Data:
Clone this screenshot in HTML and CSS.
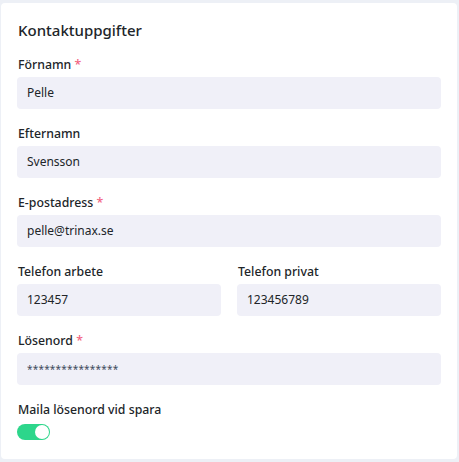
FILE: index.html
```html
<!DOCTYPE html>
<html lang="sv">
<head>
  <meta charset="UTF-8" />
  <meta name="viewport" content="width=device-width, initial-scale=1.0" />
  <title>Kontaktuppgifter</title>
  <link rel="stylesheet" href="styles.css">
</head>
<body>
  <div class="kort">
    <h2>Kontaktuppgifter</h2>

    <div class="falt">
      <label>Förnamn <span class="krav">*</span></label>
      <div class="inmatning">Pelle</div>
    </div>

    <div class="falt">
      <label>Efternamn</label>
      <div class="inmatning">Svensson</div>
    </div>

    <div class="falt">
      <label>E-postadress <span class="krav">*</span></label>
      <div class="inmatning">pelle@trinax.se</div>
    </div>

    <div class="rad">
      <div class="falt">
        <label>Telefon arbete</label>
        <div class="inmatning">123457</div>
      </div>
      <div class="falt">
        <label>Telefon privat</label>
        <div class="inmatning">123456789</div>
      </div>
    </div>

    <div class="falt">
      <label>Lösenord <span class="krav">*</span></label>
      <div class="inmatning losen">****************</div>
    </div>

    <div class="falt">
      <label>Maila lösenord vid spara</label>
      <div class="reglage"><span class="knopp"></span></div>
    </div>
  </div>
</body>
</html>
```

FILE: styles.css
```css
body {
  font-family: "Noto Sans", "Open Sans", sans-serif;
  background: #edf0f6;
  margin: 0;
  padding: 3px 2px 3px 1px;
  color: #212529;
}

.kort {
  background: white;
  border-radius: 4px;
  padding: 16px 16px 19px 16px;
  height: 456px;
  box-sizing: border-box;
  display: flex;
  flex-direction: column;
  gap: 15px;
}

h2 {
  font-size: 15px;
  font-weight: 500;
  line-height: 22px;
  margin: 0 0 -1px 1px;
}

.falt {
  display: flex;
  flex-direction: column;
}

label {
  font-size: 12.3px;
  font-weight: 500;
  line-height: 20px;
  margin: 0 0 2px 1px;
}

.krav { color: #f2647f; }

.inmatning {
  background: #f0f0f8;
  border-radius: 4px;
  height: 32px;
  line-height: 32px;
  padding: 0 10px;
  font-size: 12px;
}

.losen {
  font-size: 10px;
  letter-spacing: 0.2px;
  color: #3d4a5c;
}

.rad {
  display: grid;
  grid-template-columns: 1fr 1fr;
  gap: 16px;
}

.reglage {
  width: 33px;
  height: 16px;
  border-radius: 8px;
  background: #2dd68b;
  display: flex;
  justify-content: flex-end;
  align-items: center;
  padding: 0 1px;
  box-sizing: border-box;
  margin-top: 2px;
}

.knopp {
  width: 14px;
  height: 14px;
  border-radius: 50%;
  background: white;
}
```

Task prompt: Repeat the material above in full and unchanged, minus its images.

Result of this exercise:
Clone this screenshot in HTML and CSS.
FILE: index.html
```html
<!DOCTYPE html>
<html lang="sv">
<head>
  <meta charset="UTF-8" />
  <meta name="viewport" content="width=device-width, initial-scale=1.0" />
  <title>Kontaktuppgifter</title>
  <link rel="stylesheet" href="styles.css">
</head>
<body>
  <div class="kort">
    <h2>Kontaktuppgifter</h2>

    <div class="falt">
      <label>Förnamn <span class="krav">*</span></label>
      <div class="inmatning">Pelle</div>
    </div>

    <div class="falt">
      <label>Efternamn</label>
      <div class="inmatning">Svensson</div>
    </div>

    <div class="falt">
      <label>E-postadress <span class="krav">*</span></label>
      <div class="inmatning">pelle@trinax.se</div>
    </div>

    <div class="rad">
      <div class="falt">
        <label>Telefon arbete</label>
        <div class="inmatning">123457</div>
      </div>
      <div class="falt">
        <label>Telefon privat</label>
        <div class="inmatning">123456789</div>
      </div>
    </div>

    <div class="falt">
      <label>Lösenord <span class="krav">*</span></label>
      <div class="inmatning losen">****************</div>
    </div>

    <div class="falt">
      <label>Maila lösenord vid spara</label>
      <div class="reglage"><span class="knopp"></span></div>
    </div>
  </div>
</body>
</html>
```

FILE: styles.css
```css
body {
  font-family: "Noto Sans", "Open Sans", sans-serif;
  background: #edf0f6;
  margin: 0;
  padding: 3px 2px 3px 1px;
  color: #212529;
}

.kort {
  background: white;
  border-radius: 4px;
  padding: 16px 16px 19px 16px;
  height: 456px;
  box-sizing: border-box;
  display: flex;
  flex-direction: column;
  gap: 15px;
}

h2 {
  font-size: 15px;
  font-weight: 500;
  line-height: 22px;
  margin: 0 0 -1px 1px;
}

.falt {
  display: flex;
  flex-direction: column;
}

label {
  font-size: 12.3px;
  font-weight: 500;
  line-height: 20px;
  margin: 0 0 2px 1px;
}

.krav { color: #f2647f; }

.inmatning {
  background: #f0f0f8;
  border-radius: 4px;
  height: 32px;
  line-height: 32px;
  padding: 0 10px;
  font-size: 12px;
}

.losen {
  font-size: 10px;
  letter-spacing: 0.2px;
  color: #3d4a5c;
}

.rad {
  display: grid;
  grid-template-columns: 1fr 1fr;
  gap: 16px;
}

.reglage {
  width: 33px;
  height: 16px;
  border-radius: 8px;
  background: #2dd68b;
  display: flex;
  justify-content: flex-end;
  align-items: center;
  padding: 0 1px;
  box-sizing: border-box;
  margin-top: 2px;
}

.knopp {
  width: 14px;
  height: 14px;
  border-radius: 50%;
  background: white;
}
```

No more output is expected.